Un caso di Robin Hood al contrario? Dopo la pubblicità agli aerei cinesi che hanno portato aiuti all’Italia, sui media nostrani circola un’immagine di segno opposto. Almeno in apparenza. Ecco perché. 

Lunedì l’aeronautica statunitense ha trasportato “silenziosamente” mezzo milione di tamponi per individuare la positività dei pazienti al Covid-19 dalla base di Aviano, in provincia di Pordenone, a Memphis, in Tennesse. A rivelarlo è stata la testata militare Defense One che ha aggiornato il suo articolo dopo le conferme del Pentagono.

Nel nostro Paese sono scoppiate le polemiche. Per Francesco Vignarca di Rete per il disarmo “le basi statunitensi sul nostro territorio” servono per “recuperare materiale utile (per loro) durante una pandemia sottraendolo alle nostre necessità”.

Per Marco Rizzo, segretario del Partito comunista, si tratta addirittura di “imperialisti” che “derubano le nazioni assoggettate di materie prime”.

Polemiche che probabilmente sono state alimentate da quell’aggettivo, quietly, “silenziosamente” utilizzato da Defense One. Ma non si è trattato di un furto nel cuore della notte. A quanto risulta a Formiche.net, infatti, si è trattato del ritiro di un carico ordinato prima del caos scoppiato in questi ultimi giorni e compiuto alla luce del fatto che l’Italia abbia deciso di non bloccare le forniture.

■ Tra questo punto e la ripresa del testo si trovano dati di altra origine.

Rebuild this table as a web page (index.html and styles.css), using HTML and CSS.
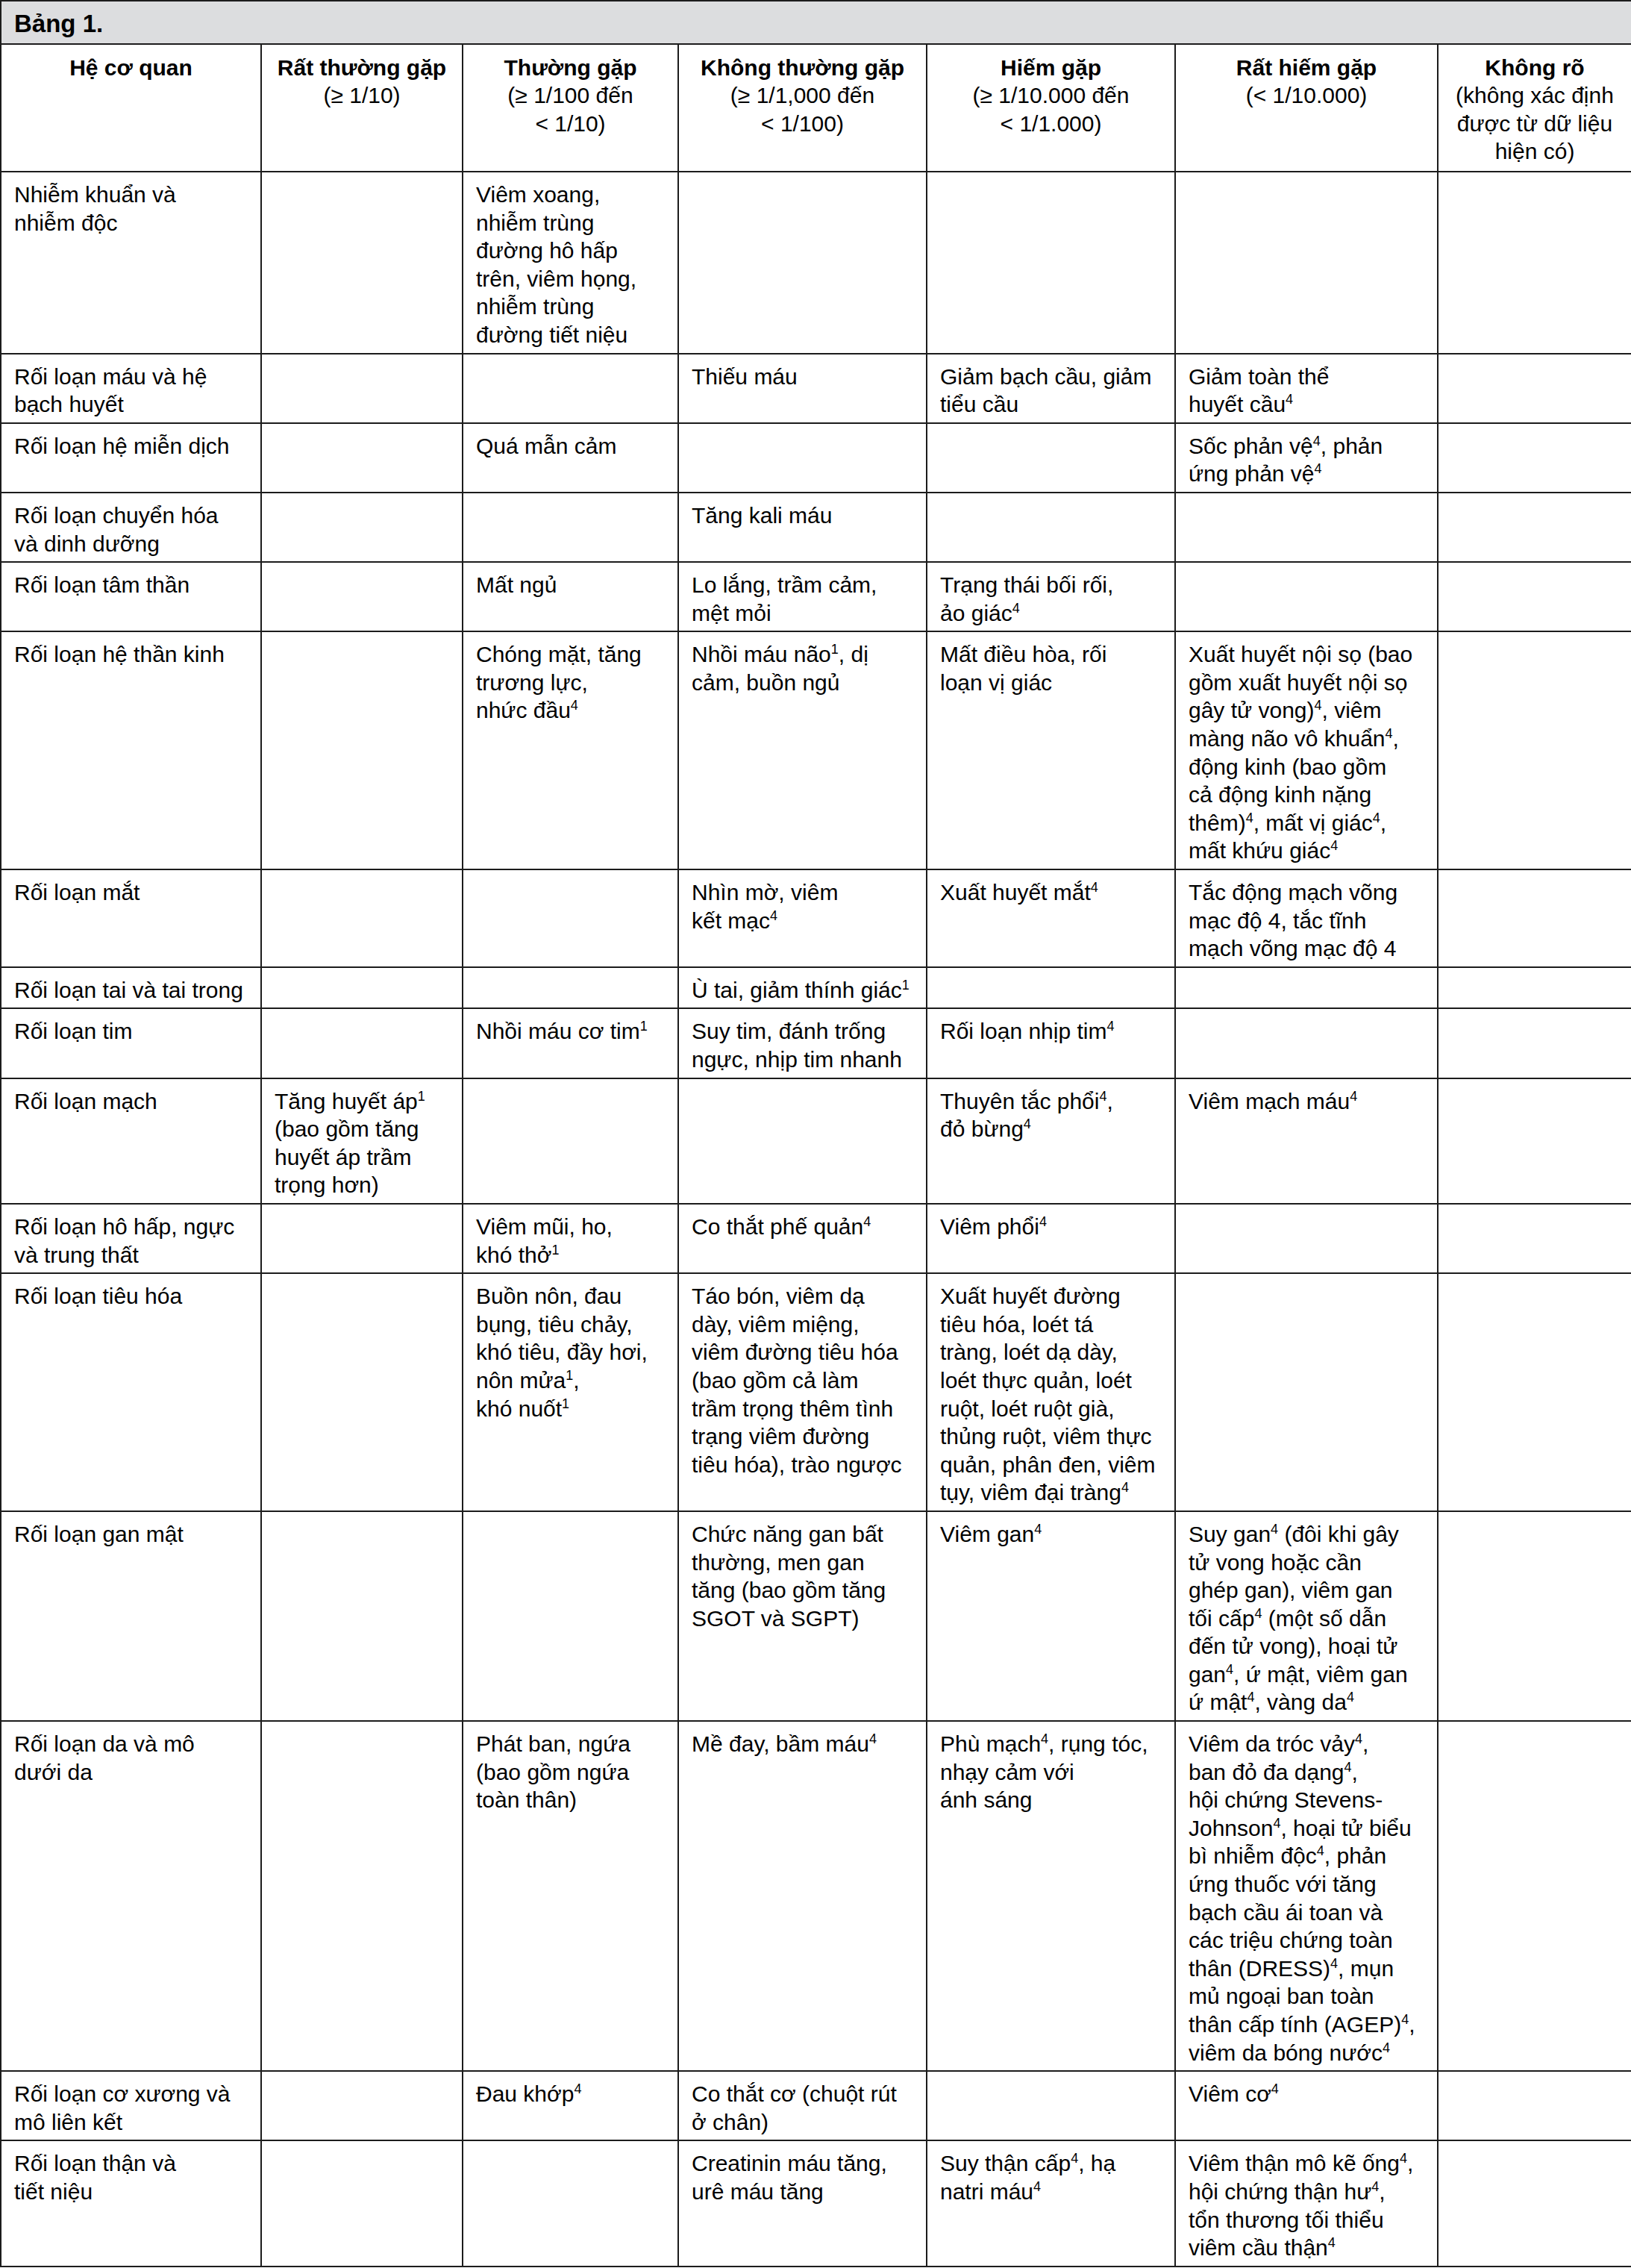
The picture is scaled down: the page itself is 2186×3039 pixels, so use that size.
FILE: index.html
```html
<!DOCTYPE html>
<html lang="vi">
<head>
<meta charset="utf-8">
<title>Bảng 1.</title>
<link rel="stylesheet" href="styles.css">
</head>
<body>
<table class="adr">
  <colgroup>
    <col class="c1"><col class="c2"><col class="c3"><col class="c4"><col class="c5"><col class="c6"><col class="c7">
  </colgroup>
  <thead>
    <tr><th colspan="7" class="title">Bảng 1.</th></tr>
    <tr class="head">
      <th><span class="h">Hệ cơ quan</span></th>
      <th><span class="h">Rất thường gặp</span><br>(≥ 1/10)</th>
      <th><span class="h">Thường gặp</span><br>(≥ 1/100 đến<br>&lt; 1/10)</th>
      <th><span class="h">Không thường gặp</span><br>(≥ 1/1,000 đến<br>&lt; 1/100)</th>
      <th><span class="h">Hiếm gặp</span><br>(≥ 1/10.000 đến<br>&lt; 1/1.000)</th>
      <th><span class="h">Rất hiếm gặp</span><br>(&lt; 1/10.000)</th>
      <th><span class="h">Không rõ</span><br>(không xác định<br>được từ dữ liệu<br>hiện có)</th>
    </tr>
  </thead>
  <tbody>
    <tr>
      <td>Nhiễm khuẩn và<br>nhiễm độc</td>
      <td></td>
      <td>Viêm xoang,<br>nhiễm trùng<br>đường hô hấp<br>trên, viêm họng,<br>nhiễm trùng<br>đường tiết niệu</td>
      <td></td><td></td><td></td><td></td>
    </tr>
    <tr>
      <td>Rối loạn máu và hệ<br>bạch huyết</td>
      <td></td><td></td>
      <td>Thiếu máu</td>
      <td>Giảm bạch cầu, giảm<br>tiểu cầu</td>
      <td>Giảm toàn thể<br>huyết cầu<sup>4</sup></td>
      <td></td>
    </tr>
    <tr>
      <td>Rối loạn hệ miễn dịch</td>
      <td></td>
      <td>Quá mẫn cảm</td>
      <td></td><td></td>
      <td>Sốc phản vệ<sup>4</sup>, phản<br>ứng phản vệ<sup>4</sup></td>
      <td></td>
    </tr>
    <tr>
      <td>Rối loạn chuyển hóa<br>và dinh dưỡng</td>
      <td></td><td></td>
      <td>Tăng kali máu</td>
      <td></td><td></td><td></td>
    </tr>
    <tr>
      <td>Rối loạn tâm thần</td>
      <td></td>
      <td>Mất ngủ</td>
      <td>Lo lắng, trầm cảm,<br>mệt mỏi</td>
      <td>Trạng thái bối rối,<br>ảo giác<sup>4</sup></td>
      <td></td><td></td>
    </tr>
    <tr>
      <td>Rối loạn hệ thần kinh</td>
      <td></td>
      <td>Chóng mặt, tăng<br>trương lực,<br>nhức đầu<sup>4</sup></td>
      <td>Nhồi máu não<sup>1</sup>, dị<br>cảm, buồn ngủ</td>
      <td>Mất điều hòa, rối<br>loạn vị giác</td>
      <td>Xuất huyết nội sọ (bao<br>gồm xuất huyết nội sọ<br>gây tử vong)<sup>4</sup>, viêm<br>màng não vô khuẩn<sup>4</sup>,<br>động kinh (bao gồm<br>cả động kinh nặng<br>thêm)<sup>4</sup>, mất vị giác<sup>4</sup>,<br>mất khứu giác<sup>4</sup></td>
      <td></td>
    </tr>
    <tr>
      <td>Rối loạn mắt</td>
      <td></td><td></td>
      <td>Nhìn mờ, viêm<br>kết mạc<sup>4</sup></td>
      <td>Xuất huyết mắt<sup>4</sup></td>
      <td>Tắc động mạch võng<br>mạc độ 4, tắc tĩnh<br>mạch võng mạc độ 4</td>
      <td></td>
    </tr>
    <tr>
      <td>Rối loạn tai và tai trong</td>
      <td></td><td></td>
      <td>Ù tai, giảm thính giác<sup>1</sup></td>
      <td></td><td></td><td></td>
    </tr>
    <tr>
      <td>Rối loạn tim</td>
      <td></td>
      <td>Nhồi máu cơ tim<sup>1</sup></td>
      <td>Suy tim, đánh trống<br>ngực, nhịp tim nhanh</td>
      <td>Rối loạn nhịp tim<sup>4</sup></td>
      <td></td><td></td>
    </tr>
    <tr>
      <td>Rối loạn mạch</td>
      <td>Tăng huyết áp<sup>1</sup><br>(bao gồm tăng<br>huyết áp trầm<br>trọng hơn)</td>
      <td></td><td></td>
      <td>Thuyên tắc phổi<sup>4</sup>,<br>đỏ bừng<sup>4</sup></td>
      <td>Viêm mạch máu<sup>4</sup></td>
      <td></td>
    </tr>
    <tr>
      <td>Rối loạn hô hấp, ngực<br>và trung thất</td>
      <td></td>
      <td>Viêm mũi, ho,<br>khó thở<sup>1</sup></td>
      <td>Co thắt phế quản<sup>4</sup></td>
      <td>Viêm phổi<sup>4</sup></td>
      <td></td><td></td>
    </tr>
    <tr>
      <td>Rối loạn tiêu hóa</td>
      <td></td>
      <td>Buồn nôn, đau<br>bụng, tiêu chảy,<br>khó tiêu, đầy hơi,<br>nôn mửa<sup>1</sup>,<br>khó nuốt<sup>1</sup></td>
      <td>Táo bón, viêm dạ<br>dày, viêm miệng,<br>viêm đường tiêu hóa<br>(bao gồm cả làm<br>trầm trọng thêm tình<br>trạng viêm đường<br>tiêu hóa), trào ngược</td>
      <td>Xuất huyết đường<br>tiêu hóa, loét tá<br>tràng, loét dạ dày,<br>loét thực quản, loét<br>ruột, loét ruột già,<br>thủng ruột, viêm thực<br>quản, phân đen, viêm<br>tụy, viêm đại tràng<sup>4</sup></td>
      <td></td><td></td>
    </tr>
    <tr>
      <td>Rối loạn gan mật</td>
      <td></td><td></td>
      <td>Chức năng gan bất<br>thường, men gan<br>tăng (bao gồm tăng<br>SGOT và SGPT)</td>
      <td>Viêm gan<sup>4</sup></td>
      <td>Suy gan<sup>4</sup> (đôi khi gây<br>tử vong hoặc cần<br>ghép gan), viêm gan<br>tối cấp<sup>4</sup> (một số dẫn<br>đến tử vong), hoại tử<br>gan<sup>4</sup>, ứ mật, viêm gan<br>ứ mật<sup>4</sup>, vàng da<sup>4</sup></td>
      <td></td>
    </tr>
    <tr>
      <td>Rối loạn da và mô<br>dưới da</td>
      <td></td>
      <td>Phát ban, ngứa<br>(bao gồm ngứa<br>toàn thân)</td>
      <td>Mề đay, bầm máu<sup>4</sup></td>
      <td>Phù mạch<sup>4</sup>, rụng tóc,<br>nhạy cảm với<br>ánh sáng</td>
      <td>Viêm da tróc vảy<sup>4</sup>,<br>ban đỏ đa dạng<sup>4</sup>,<br>hội chứng Stevens-<br>Johnson<sup>4</sup>, hoại tử biểu<br>bì nhiễm độc<sup>4</sup>, phản<br>ứng thuốc với tăng<br>bạch cầu ái toan và<br>các triệu chứng toàn<br>thân (DRESS)<sup>4</sup>, mụn<br>mủ ngoại ban toàn<br>thân cấp tính (AGEP)<sup>4</sup>,<br>viêm da bóng nước<sup>4</sup></td>
      <td></td>
    </tr>
    <tr>
      <td>Rối loạn cơ xương và<br>mô liên kết</td>
      <td></td>
      <td>Đau khớp<sup>4</sup></td>
      <td>Co thắt cơ (chuột rút<br>ở chân)</td>
      <td></td>
      <td>Viêm cơ<sup>4</sup></td>
      <td></td>
    </tr>
    <tr>
      <td>Rối loạn thận và<br>tiết niệu</td>
      <td></td><td></td>
      <td>Creatinin máu tăng,<br>urê máu tăng</td>
      <td>Suy thận cấp<sup>4</sup>, hạ<br>natri máu<sup>4</sup></td>
      <td>Viêm thận mô kẽ ống<sup>4</sup>,<br>hội chứng thận hư<sup>4</sup>,<br>tổn thương tối thiểu<br>viêm cầu thận<sup>4</sup></td>
      <td></td>
    </tr>
  </tbody>
</table>
</body>
</html>
```
FILE: styles.css
```css
html, body {
  margin: 0;
  padding: 0;
  background: #ffffff;
}

body {
  font-family: "Liberation Sans", Arial, sans-serif;
  font-size: 30px;
  line-height: 37.6px;
  color: #000000;
}

.adr {
  width: 2186px;
  border-collapse: collapse;
  table-layout: fixed;
}

.c1 { width: 349px; }
.c2 { width: 270px; }
.c3 { width: 289px; }
.c4 { width: 333px; }
.c5 { width: 333px; }
.c6 { width: 352px; }
.c7 { width: 260px; }

.adr th,
.adr td {
  border: 2px solid #1c1c1c;
  padding: 11px 4px 5px 17px;
  vertical-align: top;
  text-align: left;
  font-weight: normal;
  white-space: nowrap;
}

.adr .title {
  background: #dcdddf;
  font-size: 33px;
  font-weight: bold;
  padding-top: 11px;
  padding-bottom: 7px;
}

.adr .head th {
  text-align: center;
  padding: 12px 4px 7px 4px;
}

.h {
  font-weight: bold;
}

sup {
  font-size: 18px;
  line-height: 0;
  vertical-align: 11px;
}
```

L’azienda che produce i tamponi è la bresciana Copan che, come riportato alcuni giorni fa dal Corriere della Sera, ha ricevuto una richiesta da parte del presidente staunitense Donald Trump di una fornitura di tamponi da milioni di dollari. Alcune informazioni sul gruppo, che nel 2018 aveva registrato 146 milioni di ricavi (in crescita oltre dell’19% rispetto all’anno precedente), possono aiutarci a comprendere meglio la situazione senza cadere in tentazioni complottistiche e antimperialistiche (che, tra l’altro, di imperi non v’è più traccia da un po’). Copan è in grado di produrre 1,2 milioni di kit tampone ogni settimana; esporta il 90% della sua produzione, e lo fa in tutto il mondo; Europa e America come mercati di riferimento nonostante, visto il coronavirus, le consegne verso la Cina sono aumentate del 70%.

Il segretario di Stato americano Mike Pompeo ha voluto dare un segnale di vicinanza all’Italia nella sua ultima conferenza stampa spiegando di essere in contatto con l’ambasciatore a Roma Lewis Eisenberg. Ma ha anche evidenziato le responsabilità del Partito comunista cinese in questa emergenza (doveva condividere le informazioni “non solo per gli americani, gli italiani, i sudcoreani e gli iraniani che ora soffrono, ma anche per il suo stesso popolo”, ha detto Pompeo).

Fonti diplomatiche spiegano a Formiche.net che non si tratta semplicemente di affari. “Stiamo cercando di coinvolgere imprese e organizzazioni americane per avere aiuti immediati ma anche per pensare al futuro”. È la business diplomacy, e rischia di rivelarsi fondamentale nel futuro prossimo, quando i colossi farmaceutici americani decideranno di fare un passo indietro e riportare la produzione tra Stati Uniti ed Europa.